In my practice as a spiritual coach I have learned the importance of creating Sacred Space to provide a container for the work that I do both with individuals and in groups. There are two steps in creating the Sacred Space and two in closing it. Creating it involves preparation and attunement. Preparation involves grounding myself, clearing my energy, and bringing attention to my heart then the lighting of a candle. Attunement, which means bringing into harmony, takes place after the session has commenced.

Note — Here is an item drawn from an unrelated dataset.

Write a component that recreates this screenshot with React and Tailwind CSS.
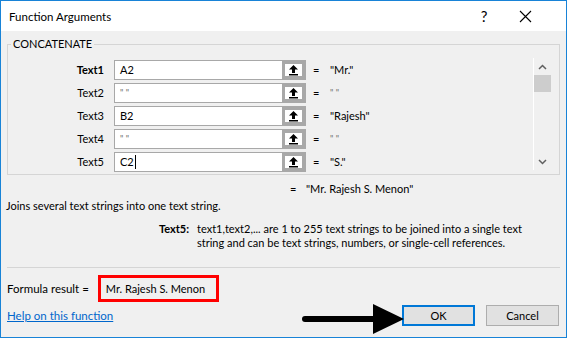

It is orchestrated through a guided meditation/bodyscan and concludes with the recital of a poem. (The poem will reflect some aspect of the soul journey.) Closing sacred space involves a simple ritual with the client using a guided gratitude meditation and a reading (I always use Julia Cameron’s Blessings) Once the client has left I extinguish the candle, re ground myself, shake off the energy with a simple affirmation letting go of any that is not mine. “I release what is not mine to hold”
Encountering or creating Sacred Space requires our presence; the mystery is whether the space is sacred without us; would an atheist find the essence of the sacred in the same way? Perhaps the soul needs to be in an awakened state. I think the words of Hafiz are an appropriate way to close, “What is this precious love and laughter budding in our hearts? It is the glorious sound of a soul waking up.”